● What the task asks
Search the material below for the string "React" and list each line that holds it.

--*--

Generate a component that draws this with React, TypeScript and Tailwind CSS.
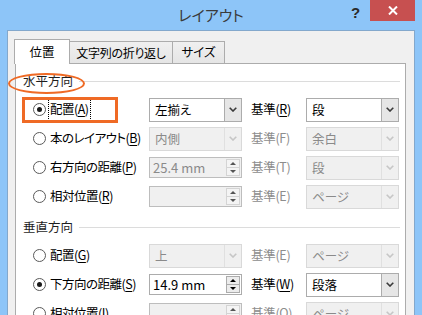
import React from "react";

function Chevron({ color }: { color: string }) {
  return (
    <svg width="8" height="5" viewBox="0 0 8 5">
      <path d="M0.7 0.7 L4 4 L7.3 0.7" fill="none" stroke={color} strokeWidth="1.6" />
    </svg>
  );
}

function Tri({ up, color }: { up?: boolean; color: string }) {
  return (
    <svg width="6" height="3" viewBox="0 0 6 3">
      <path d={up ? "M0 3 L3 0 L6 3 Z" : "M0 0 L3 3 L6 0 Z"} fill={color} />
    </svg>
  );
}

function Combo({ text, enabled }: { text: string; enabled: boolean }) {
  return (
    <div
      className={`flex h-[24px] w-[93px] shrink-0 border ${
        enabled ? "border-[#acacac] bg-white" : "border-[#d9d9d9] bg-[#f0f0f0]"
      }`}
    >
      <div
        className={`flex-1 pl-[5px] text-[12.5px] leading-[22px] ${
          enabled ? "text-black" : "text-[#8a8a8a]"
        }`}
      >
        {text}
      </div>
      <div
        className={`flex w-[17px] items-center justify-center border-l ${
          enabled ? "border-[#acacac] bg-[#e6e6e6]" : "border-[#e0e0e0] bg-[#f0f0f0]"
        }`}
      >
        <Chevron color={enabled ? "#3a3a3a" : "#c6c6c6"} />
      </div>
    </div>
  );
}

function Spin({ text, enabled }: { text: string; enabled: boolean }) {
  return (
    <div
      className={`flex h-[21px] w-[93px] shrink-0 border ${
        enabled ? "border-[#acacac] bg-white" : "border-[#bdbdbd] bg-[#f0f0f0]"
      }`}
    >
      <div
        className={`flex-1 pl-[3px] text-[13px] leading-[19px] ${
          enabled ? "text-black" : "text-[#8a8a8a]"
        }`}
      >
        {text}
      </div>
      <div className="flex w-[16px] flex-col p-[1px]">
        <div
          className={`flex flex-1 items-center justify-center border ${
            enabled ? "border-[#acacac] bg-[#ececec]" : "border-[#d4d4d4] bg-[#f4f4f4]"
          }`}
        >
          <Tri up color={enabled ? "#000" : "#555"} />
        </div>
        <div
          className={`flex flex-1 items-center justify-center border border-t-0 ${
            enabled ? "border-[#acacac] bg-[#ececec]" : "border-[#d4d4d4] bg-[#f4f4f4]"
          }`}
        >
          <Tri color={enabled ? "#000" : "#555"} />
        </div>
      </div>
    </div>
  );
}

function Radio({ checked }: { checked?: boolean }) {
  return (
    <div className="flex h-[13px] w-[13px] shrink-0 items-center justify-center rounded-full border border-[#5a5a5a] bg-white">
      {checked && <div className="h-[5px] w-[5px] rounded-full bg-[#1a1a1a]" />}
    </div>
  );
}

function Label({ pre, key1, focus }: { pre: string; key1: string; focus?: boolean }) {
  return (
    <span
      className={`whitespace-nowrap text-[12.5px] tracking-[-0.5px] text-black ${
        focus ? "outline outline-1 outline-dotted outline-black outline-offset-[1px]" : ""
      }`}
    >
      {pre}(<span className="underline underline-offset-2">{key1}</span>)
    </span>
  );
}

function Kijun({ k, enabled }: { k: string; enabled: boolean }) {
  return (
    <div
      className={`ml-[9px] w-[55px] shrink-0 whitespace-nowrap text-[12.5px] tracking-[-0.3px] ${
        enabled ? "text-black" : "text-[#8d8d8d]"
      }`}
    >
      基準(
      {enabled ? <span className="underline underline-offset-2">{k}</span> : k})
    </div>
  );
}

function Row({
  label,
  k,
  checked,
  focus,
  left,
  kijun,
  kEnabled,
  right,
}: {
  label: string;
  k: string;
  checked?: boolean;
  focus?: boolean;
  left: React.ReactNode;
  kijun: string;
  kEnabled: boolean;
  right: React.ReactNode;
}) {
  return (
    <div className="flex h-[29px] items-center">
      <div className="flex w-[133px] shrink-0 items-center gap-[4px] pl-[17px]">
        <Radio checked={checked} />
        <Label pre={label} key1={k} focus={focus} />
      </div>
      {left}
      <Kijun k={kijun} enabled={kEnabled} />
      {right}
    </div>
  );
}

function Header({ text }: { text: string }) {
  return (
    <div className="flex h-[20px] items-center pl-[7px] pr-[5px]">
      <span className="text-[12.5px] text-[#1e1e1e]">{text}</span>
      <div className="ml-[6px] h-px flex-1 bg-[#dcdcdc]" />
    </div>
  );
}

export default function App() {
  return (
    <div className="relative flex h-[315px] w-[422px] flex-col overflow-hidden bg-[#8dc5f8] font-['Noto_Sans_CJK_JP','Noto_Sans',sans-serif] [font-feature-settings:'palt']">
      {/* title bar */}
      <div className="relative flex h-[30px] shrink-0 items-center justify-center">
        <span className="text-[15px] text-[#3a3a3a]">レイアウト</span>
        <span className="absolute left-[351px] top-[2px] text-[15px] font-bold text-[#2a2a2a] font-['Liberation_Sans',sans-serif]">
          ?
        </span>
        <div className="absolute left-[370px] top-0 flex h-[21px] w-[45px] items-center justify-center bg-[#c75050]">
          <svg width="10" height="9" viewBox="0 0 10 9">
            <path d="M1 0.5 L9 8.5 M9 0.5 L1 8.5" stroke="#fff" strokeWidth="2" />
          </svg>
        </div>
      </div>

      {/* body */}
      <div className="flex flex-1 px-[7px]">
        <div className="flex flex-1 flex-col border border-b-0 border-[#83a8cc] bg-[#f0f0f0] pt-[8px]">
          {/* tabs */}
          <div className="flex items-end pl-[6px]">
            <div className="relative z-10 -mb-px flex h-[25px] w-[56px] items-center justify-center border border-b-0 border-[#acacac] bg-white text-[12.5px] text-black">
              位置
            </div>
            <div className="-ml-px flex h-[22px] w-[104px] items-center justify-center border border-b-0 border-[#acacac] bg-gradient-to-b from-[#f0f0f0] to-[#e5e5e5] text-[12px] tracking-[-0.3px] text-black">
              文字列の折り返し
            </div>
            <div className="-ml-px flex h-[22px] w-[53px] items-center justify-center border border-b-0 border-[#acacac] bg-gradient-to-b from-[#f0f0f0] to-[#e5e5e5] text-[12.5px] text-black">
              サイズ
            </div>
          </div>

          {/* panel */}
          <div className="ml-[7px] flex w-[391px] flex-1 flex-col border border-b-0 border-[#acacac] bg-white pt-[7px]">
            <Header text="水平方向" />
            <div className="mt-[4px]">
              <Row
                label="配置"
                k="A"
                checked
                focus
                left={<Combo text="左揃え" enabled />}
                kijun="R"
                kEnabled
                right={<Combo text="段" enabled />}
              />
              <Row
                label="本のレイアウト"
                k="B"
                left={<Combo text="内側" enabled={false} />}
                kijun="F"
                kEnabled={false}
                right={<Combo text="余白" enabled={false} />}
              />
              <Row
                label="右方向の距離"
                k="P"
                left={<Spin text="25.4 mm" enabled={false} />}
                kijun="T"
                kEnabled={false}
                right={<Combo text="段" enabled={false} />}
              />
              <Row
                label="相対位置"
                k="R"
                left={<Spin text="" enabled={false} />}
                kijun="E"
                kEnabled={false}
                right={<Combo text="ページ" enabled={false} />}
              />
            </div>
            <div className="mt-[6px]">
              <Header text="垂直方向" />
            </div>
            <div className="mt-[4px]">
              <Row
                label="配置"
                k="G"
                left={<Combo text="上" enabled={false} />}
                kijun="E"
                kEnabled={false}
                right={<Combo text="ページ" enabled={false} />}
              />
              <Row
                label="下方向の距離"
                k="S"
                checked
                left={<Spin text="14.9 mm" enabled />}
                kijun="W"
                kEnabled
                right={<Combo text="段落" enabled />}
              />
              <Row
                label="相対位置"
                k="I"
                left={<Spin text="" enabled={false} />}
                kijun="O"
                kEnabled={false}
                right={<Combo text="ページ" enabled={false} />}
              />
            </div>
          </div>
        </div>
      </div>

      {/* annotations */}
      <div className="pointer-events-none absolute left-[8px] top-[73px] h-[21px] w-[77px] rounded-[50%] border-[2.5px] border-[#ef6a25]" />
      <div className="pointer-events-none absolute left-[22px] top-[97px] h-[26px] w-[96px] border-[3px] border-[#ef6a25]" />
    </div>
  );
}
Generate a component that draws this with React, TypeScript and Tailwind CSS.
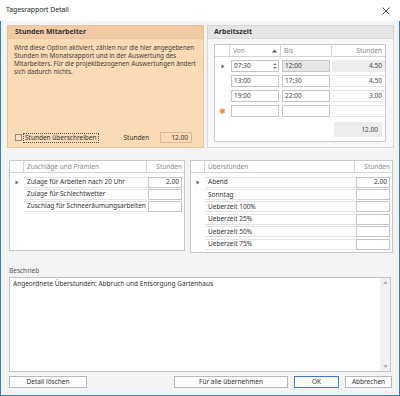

--*--

● Answer to this problem
Generate a component that draws this with React, TypeScript and Tailwind CSS.
import React from "react";
  left: React.ReactNode;
  right: React.ReactNode;
Generate a component that draws this with React, TypeScript and Tailwind CSS.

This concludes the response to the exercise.